When I came in as the executive governor, they said they had a system in place but I don’t know where we got it wrong. I noticed that our infrastructures have been abandoned, whereas continuity is very important. Probably because of politics, any government that comes would want to commission projects put in place by the government. That led us to a very decayed system. I found out that a lot of new contracts and investments were made that were not necessary. But as a political head, if you don’t do something new and commission it, people will start asking you to show what you have done. When you invest on something, maintenance culture is important.
When we came in, we had schools that had not seen paint for over 40 years, schools where students slept on bare floor, and schools without toilets. Our water boards in major towns had to undergo rehabilitation. We did fixing of high and low pumps. Reticulation, which is is the major problem we are having in Minna, Bida and Kontagora, has been completed. When you invest in something, maintenance is important. We have a very poor maintenance culture.
What have you done to change the narrative?
I decided, in our first term, that we shouldn’t embark on any new projects but we should try to continue and finish up the ones we met on ground, and that was what brought about the school approach. So, instead of us building new schools, we decided to renovate and rebuild the ones we have.
We have started fixing our hospitals, too. It is better we invest in existing facilities and then build new ones when there is the need to do that. But if a new government comes, they tend to abandon what the previous government did and start a new one. This won’t take us anywhere. I want to see a changed Niger State, having attained 44 years. I want to see continuity, regardless of the politics. Continuity is for the benefit of our people. We have to make sure that the system works efficiently. Of course, there is the need for new projects but there is also the need to have a robust maintenance culture to ensure that everything is working perfectly.
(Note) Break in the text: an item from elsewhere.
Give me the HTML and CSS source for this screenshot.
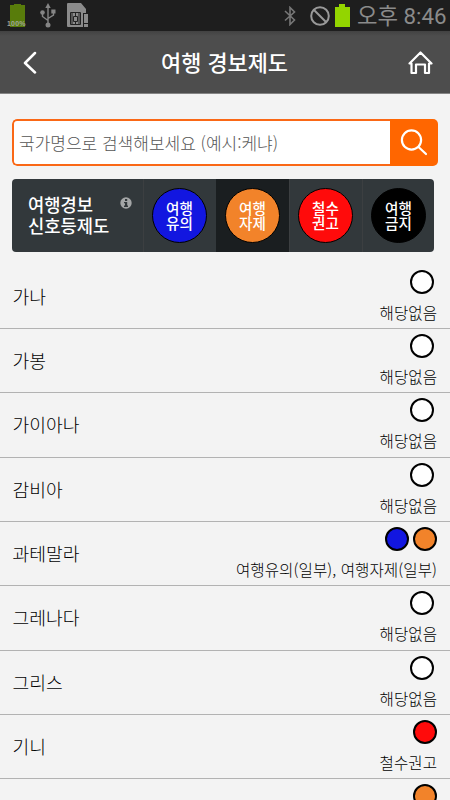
FILE: index.html
```html
<!DOCTYPE html>
<html lang="ko">
<head>
<meta charset="utf-8">
<title>여행 경보제도</title>
<link rel="stylesheet" href="styles.css">
</head>
<body>
<div class="statusbar">
  <div class="battery-full"><svg width="18" height="24" viewBox="0 0 18 24"><path fill="#587c0b" d="M1 2h4V1h7v1h4v22H1z"/></svg><span class="percent">100%</span></div>
  <svg class="usb" width="16" height="25" viewBox="0 0 16 25" fill="none" stroke="#858585" stroke-width="1.4"><path d="M8 3v18M2.500 9v4.500L8 17.500M13.500 7v5L8 15.500"/><g fill="#858585" stroke="none"><path d="M8 0l2.700 5H5.300zM11.300 6.500h4.200v4h-4.200z"/><circle cx="2.500" cy="9.500" r="2.300"/><circle cx="8" cy="22" r="2.500"/></g></svg>
  <svg class="sim" width="22" height="25" viewBox="0 0 22 25"><path fill="#8b8b8b" d="M1 0h13l5 6v4h-3v14H1q-1 0-1-1V1q0-1 1-1zM17 11h4v9h-4zM17 21h4v3h-4z"/><path fill="none" stroke="#222" d="M3.500 9.500h10v12h-10zM6.500 13.500h4v5h-4zM5 10v11M12 10v11M8.500 10v3M8.500 18v3"/></svg>
  <div class="spacer"></div>
  <svg class="bluetooth" width="12" height="20" viewBox="0 0 12 20" fill="none" stroke="#777" stroke-width="1.600"><path d="M1 5l9.500 9L6 18.500v-17L10.500 6 1 14.500"/></svg>
  <svg class="blocked" width="20" height="20" viewBox="0 0 20 20" fill="none" stroke="#999" stroke-width="2"><circle cx="10" cy="10" r="8.800"/><path d="M4 4l12 12"/></svg>
  <svg class="battery" width="15" height="23" viewBox="0 0 15 23"><path fill="#93d500" d="M0 3h4V0h6v3h5v20H0z"/></svg>
  <span class="clock">오후 8:46</span>
</div>
<header class="header">
  <svg class="back" width="14" height="24" viewBox="0 0 14 24" fill="none" stroke="#fff" stroke-width="2.500" stroke-linecap="round" stroke-linejoin="round"><path d="M12 3L2 13l10 9.500"/></svg>
  <h1 class="title">여행 경보제도</h1>
  <svg class="home" width="26" height="26" viewBox="0 0 26 26" fill="none" stroke="#fff" stroke-width="2.200" stroke-linecap="round" stroke-linejoin="round"><path d="M4.500 14.500H2.500L13.500 3.500l11 11h-2.500v9.500h-4v-8.500H9v8.500H4.500z"/></svg>
</header>
<main>
  <form class="search">
    <div class="field">국가명으로 검색해보세요 (예시:케냐)</div>
    <div class="submit"><svg width="28" height="28" viewBox="0 0 28 28" fill="none" stroke="#fff" stroke-width="2.200" stroke-linecap="round"><circle cx="11.500" cy="11" r="9.600"/><path d="M18.500 18l7.500 7"/></svg></div>
  </form>
  <section class="legend">
    <div class="label"><span>여행경보<br>신호등제도</span><svg class="info" width="12" height="12" viewBox="0 0 12 12"><circle cx="6" cy="6" r="5.700" fill="#a4a6a7"/><path fill="#32383b" d="M5 2h2.200v2H5zM4 5h3.200v3.500H8V10H4V8.500h1V6.300H4z"/></svg></div>
    <div class="level"><div class="disc blue">여행<br>유의</div></div>
    <div class="level active"><div class="disc orange">여행<br>자제</div></div>
    <div class="level"><div class="disc red">철수<br>권고</div></div>
    <div class="level last"><div class="disc black">여행<br>금지</div></div>
  </section>
  <ul class="list">
    <li class="row"><span class="country">가나</span><div class="state"><div class="dots none"><i class="dot"></i></div><span>해당없음</span></div></li>
    <li class="row"><span class="country">가봉</span><div class="state"><div class="dots none"><i class="dot"></i></div><span>해당없음</span></div></li>
    <li class="row"><span class="country">가이아나</span><div class="state"><div class="dots none"><i class="dot"></i></div><span>해당없음</span></div></li>
    <li class="row"><span class="country">감비아</span><div class="state"><div class="dots none"><i class="dot"></i></div><span>해당없음</span></div></li>
    <li class="row"><span class="country">과테말라</span><div class="state"><div class="dots"><i class="dot blue"></i><i class="dot orange"></i></div><span class="wide">여행유의(일부), 여행자제(일부)</span></div></li>
    <li class="row"><span class="country">그레나다</span><div class="state"><div class="dots none"><i class="dot"></i></div><span>해당없음</span></div></li>
    <li class="row"><span class="country">그리스</span><div class="state"><div class="dots none"><i class="dot"></i></div><span>해당없음</span></div></li>
    <li class="row"><span class="country">기니</span><div class="state"><div class="dots"><i class="dot red"></i></div><span>철수권고</span></div></li>
    <li class="row"><span class="country"></span><div class="state"><div class="dots"><i class="dot orange"></i></div></div></li>
  </ul>
</main>
</body>
</html>
```
FILE: styles.css
```css
* { box-sizing: border-box; }
html { height: 800px; overflow: hidden; }
body {
  display: flex;
  flex-direction: column;
  margin: 0;
  width: 450px;
  height: 800px;
  overflow: hidden;
  background: #f3f3f3;
  color: #000;
  font-family: "Noto Sans CJK KR", sans-serif;
}
svg { display: block; flex: none; }
.statusbar {
  display: flex;
  flex: none;
  align-items: flex-start;
  height: 31px;
  padding: 3px 5px 0 9px;
  background: #1e1e1e;
}
.battery-full { position: relative; width: 18px; }
.percent {
  position: absolute;
  left: -2px;
  top: 17px;
  font: bold 7px/8px "Liberation Sans", sans-serif;
  letter-spacing: .2px;
  color: #a0a59a;
}
.usb { margin-left: 13px; }
.sim { margin-left: 11px; }
.spacer { flex: 1; }
.bluetooth { margin: 3px 14px 0 0; }
.blocked { margin: 3px 5px 0 0; }
.battery { margin: 1px 7px 0 0; }
.clock {
  width: 88px;
  font: 22.300px/26px Roboto, "Noto Sans CJK KR", sans-serif;
  color: #8b8b8b;
  white-space: nowrap;
}
.header {
  display: flex;
  flex: none;
  align-items: center;
  justify-content: space-between;
  height: 63px;
  padding: 0 17px 0 23px;
  background: linear-gradient(#424242, #4d4d4d 5px);
  border-bottom: 1px solid #858585;
}
.title {
  margin: 0 0 0 5px;
  font-size: 21.900px;
  line-height: 30px;
  font-weight: 500;
  color: #fff;
}
main { flex: 1; min-height: 0; overflow: hidden; padding-top: 25px; }
.search {
  display: flex;
  height: 47px;
  margin: 0 12px 13px;
  border-radius: 5px;
  overflow: hidden;
}
.field {
  flex: 1;
  border: 2px solid #fa6816;
  border-right: 0;
  border-radius: 5px 0 0 5px;
  background: #fff;
  padding-left: 5px;
  font-size: 17px;
  font-weight: 300;
  line-height: 43px;
  color: #555;
  white-space: nowrap;
}
.submit {
  width: 48px;
  padding: 10px;
  background: #ff6600;
}
.legend {
  display: flex;
  width: 422px;
  height: 73px;
  margin-left: 12px;
  border-radius: 4px;
  overflow: hidden;
  background: #32383b;
  color: #fff;
}
.label {
  display: flex;
  justify-content: space-between;
  width: 131px;
  padding: 15px 11px 0 16px;
  font-size: 17.700px;
  line-height: 21px;
  font-weight: 500;
  white-space: nowrap;
}
.label span { width: 84px; }
.info { margin-top: 3px; }
.level {
  width: 73px;
  padding: 9px 0 0 8px;
  border-left: 1px solid #3c3f41;
}
.level.active { background: #1a1e20; border-color: #1a1e20; }
.level.last { width: 72px; }
.disc {
  width: 55px;
  height: 55px;
  padding-top: 11px;
  border: 1.500px solid #000;
  border-radius: 50%;
  font-size: 14.600px;
  line-height: 15px;
  font-weight: 500;
  text-align: center;
}
.blue { background: #1216e0; }
.orange { background: #f2832a; }
.red { background: #ff0b0b; }
.black { background: #000; }
.list { margin: 12.600px 0 0; padding: 0; list-style: none; }
.row {
  display: flex;
  justify-content: space-between;
  height: 64.350px;
  padding: 5px 13px 0 12.500px;
  border-bottom: 1px solid #b2b2b2;
  font-weight: 300;
}
.country { padding-top: 13px; font-size: 18.200px; line-height: 26px; }
.state {
  display: flex;
  flex-direction: column;
  align-items: flex-end;
  font-size: 15.600px;
  line-height: 22px;
}
.state span { margin-top: 7px; }
.state .wide { letter-spacing: .06px; }
.dots { display: flex; gap: 4px; }
.dots.none { margin-right: 3px; }
.dot {
  width: 24px;
  height: 24px;
  border: 2px solid #000;
  border-radius: 50%;
}
.none .dot { background: #fff; }
```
We have to ensure that investment made 40 years ago by our predecessors does not go down the drain.
What is your take on security challenges, especially in the North?
We are all disturbed about the security challenges the country is faced with. If not because of some necessary steps we took, the situation in Niger State would have been worse. We engaged traditional rulers, the police and the vigilantes. Everyone must participate, not just the government, when it comes to security. Insecurity is what is stopping Nigeria from moving forward. But we are getting the support of the service chiefs.